Function Unit or Arithmetic Logic Unit (ALU)
This cpu block performs the calculations or data transformations for each execution cycle. All cpu operations possible are difined and implemented in this cpu block. Care is taken to optimize this section of the cpu as it tends to have the longest delays in logic. Furthermore, some operations may activate multiple operations in the ALU such as inverting and incrementing a register location (2's complement encoding of negative numbers) or decrement and test for zero/non-zero. Combining all operations into a single ALU allow for larger instruction sets using less logic.
Datapath
The datapath is the piping, so to speak, between the various blocks of the cpu. The datapath carries the data between the cpus internal memory and the ALU and back to memory again. It may also channel register memory into and out of the cpu to external memory. While externally a cpu may only have a single address/data bus, internally a cpu may have multiple seperate buses. In our RISC cpu design,we have a datapath for each of the ALU operad inputs and another to carry the ALU output back to register memory. In a later chapter, when we integrate external memory we will interface to these datapaths arbitrating the data between external memory and the register file.
Control Unit
This module sequences each of the other 3 modules, decoding the next instruction and then controlling the flow of execution between the memory, ALU and back to memory. There are primarily two implementation methods to building a Control Unit. A control unit can be designed from combinational logic that given the clock cycle and decoded instruction generates outputs to each of the other blocks. Secondly, some cpu's employ a microsequencer which is similar to a very small and simple cpu itself, with a simple instruction set, that uses these micro-instructions to generate outputs to the other blocks. A microsequencer is found in more complex cpus such as those used in PC desktops and servers. Our cpu will contain a control unit of the first kind, using combinational logic.
Bussing Data
If you know anything of how computers work you are aware that any computer has an address and a data bus. This bus carries information between the memory, hard drive controllers and other peripherals. Inside a cpu, busses exist to carry the information from memory (or cache) to the function unit and place the result back into memory. These busses, and there is often many, are not the same bus as the cpu external bus and in fact is normally only connected by some sort of arbitrator (gateway).CPU busses are (normally) not accessible outside the cpu package. Often, and as in our cpu, the buses will be unidirectional and data will flow from memory to our function unit and back into memory. Our function unit will have 1 or 2 operands, thus to load two operands from memory in a single clock cycle we will require 3 buses in total, named A, B, and D. The buses A+B will be routed into our functional unit as left and right operands. Bus D will be the result from the functional unit and will perform a write back to memory.Our CPU will be a RISC type CPU.
Branching in our CPU
In this chapter we want to add branching instructions to create a cpu that can run real programs! Without looping our cpu remains a basic calculator.
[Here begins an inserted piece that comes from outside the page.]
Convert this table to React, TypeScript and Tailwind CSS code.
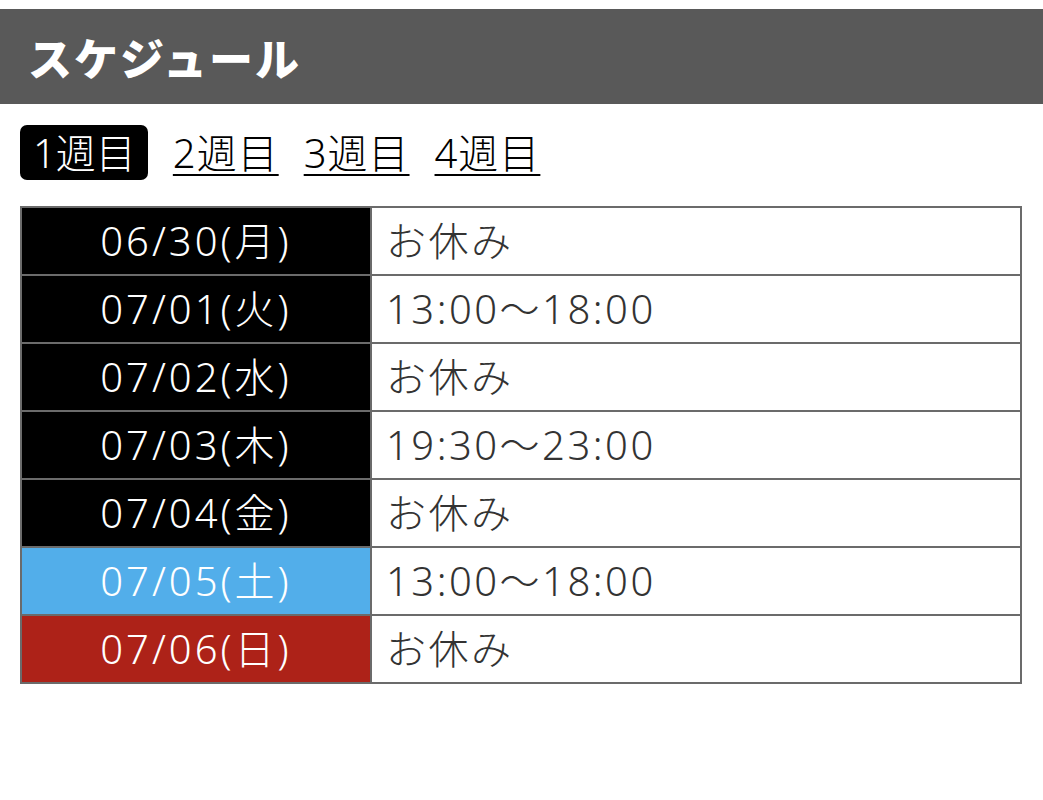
import React from "react";

type Row = { date: string; time: string; tone: "black" | "sat" | "sun" };

const rows: Row[] = [
  { date: "06/30(月)", time: "お休み", tone: "black" },
  { date: "07/01(火)", time: "13:00〜18:00", tone: "black" },
  { date: "07/02(水)", time: "お休み", tone: "black" },
  { date: "07/03(木)", time: "19:30〜23:00", tone: "black" },
  { date: "07/04(金)", time: "お休み", tone: "black" },
  { date: "07/05(土)", time: "13:00〜18:00", tone: "sat" },
  { date: "07/06(日)", time: "お休み", tone: "sun" },
];

const weeks = ["1週目", "2週目", "3週目", "4週目"];

function toneClass(tone: Row["tone"]) {
  if (tone === "sat") return "bg-[#52aeea]";
  if (tone === "sun") return "bg-[#ad2218]";
  return "bg-black";
}

export default function App() {
  return (
    <div
      className="min-h-[800px] w-[1043px] bg-white pt-[9px]"
      style={{ fontFamily: '"Noto Sans", "Noto Sans CJK JP", sans-serif' }}
    >
      <header className="flex h-[95px] items-center bg-[#595959] px-[28px]">
        <h1
          className="text-[44px] font-black leading-none tracking-[2px] text-white"
          style={{ fontFamily: '"Noto Sans CJK JP", sans-serif' }}
        >
          スケジュール
        </h1>
      </header>

      <div className="px-5">
        <nav className="mt-[21px] flex items-center gap-[25px]">
          {weeks.map((w, i) =>
            i === 0 ? (
              <span key={w} className="flex h-[55px] items-center rounded-[7px] bg-black pl-[13px] pr-[12px] text-[40px] font-light leading-none text-white">
                {w}
              </span>
            ) : (
              <a key={w} href="#" className="text-[40px] font-light leading-none tracking-[1px] text-black underline decoration-2 underline-offset-[6px]">
                {w}
              </a>
            )
          )}
        </nav>

        <table className="mt-[26px] w-[1002px] border-collapse border-2 border-[#6b6b6b]">
          <tbody>
            {rows.map((r) => (
              <tr key={r.date} className="h-[68px]">
                <td className={`w-[350px] border-2 border-[#6b6b6b] text-center text-[40px] font-light leading-none tracking-[3px] text-white ${toneClass(r.tone)}`}>
                  {r.date}
                </td>
                <td className="border-2 border-[#6b6b6b] pl-[14px] text-[40px] font-light leading-none tracking-[2.5px] text-[#333]">
                  {r.time}
                </td>
              </tr>
            ))}
          </tbody>
        </table>
      </div>
    </div>
  );
}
We will add five branching instructions:
- BRA - Branch to location in REGFILE[RB]
- BRANZ - Branch to location in REGFILE[RB] if REGFILE[RA] is non-zero
- BRAL - Branch to literal location RB
- BRALNZ - Branch to literal location RB if REGFILE[RA] is non-zero
- CALL - Call a subroutine at literal location RB, store return location in RD
Two instructions branch to instruction locations referenced in a register (BRA) or a literal location (BRAL) specified by RB. Each of these instructions have a conditional version, BRANZ & BRALNZ respectively, that branch only if register referenced in RA is non-zero.
A fifth instruction calls a subroutine and stores the return address in register RD. This allows simple coding of functions and subroutines in our assembler or compiler. The compiler would be responsible for managing stack frames properly.
Easily add more mnemonics, such as a "Decrement RA and jump if non-zero". I have left this excercise to you. As well as the very useful subroutine mnemonics that store PC into a register and jump.
As branch instructions don't store back into the destination register a new Control Unit state was added that skips the write-back cycle. We could simply have the execute cycle move to s_fetch as the next state but then branch operations would take only 3 cycles where all others take 4. For deterministic timing this behaviour was choosen. Later, this will help us in pipelining our processor.
Testbench
The testbench remains the same as Chapter 1.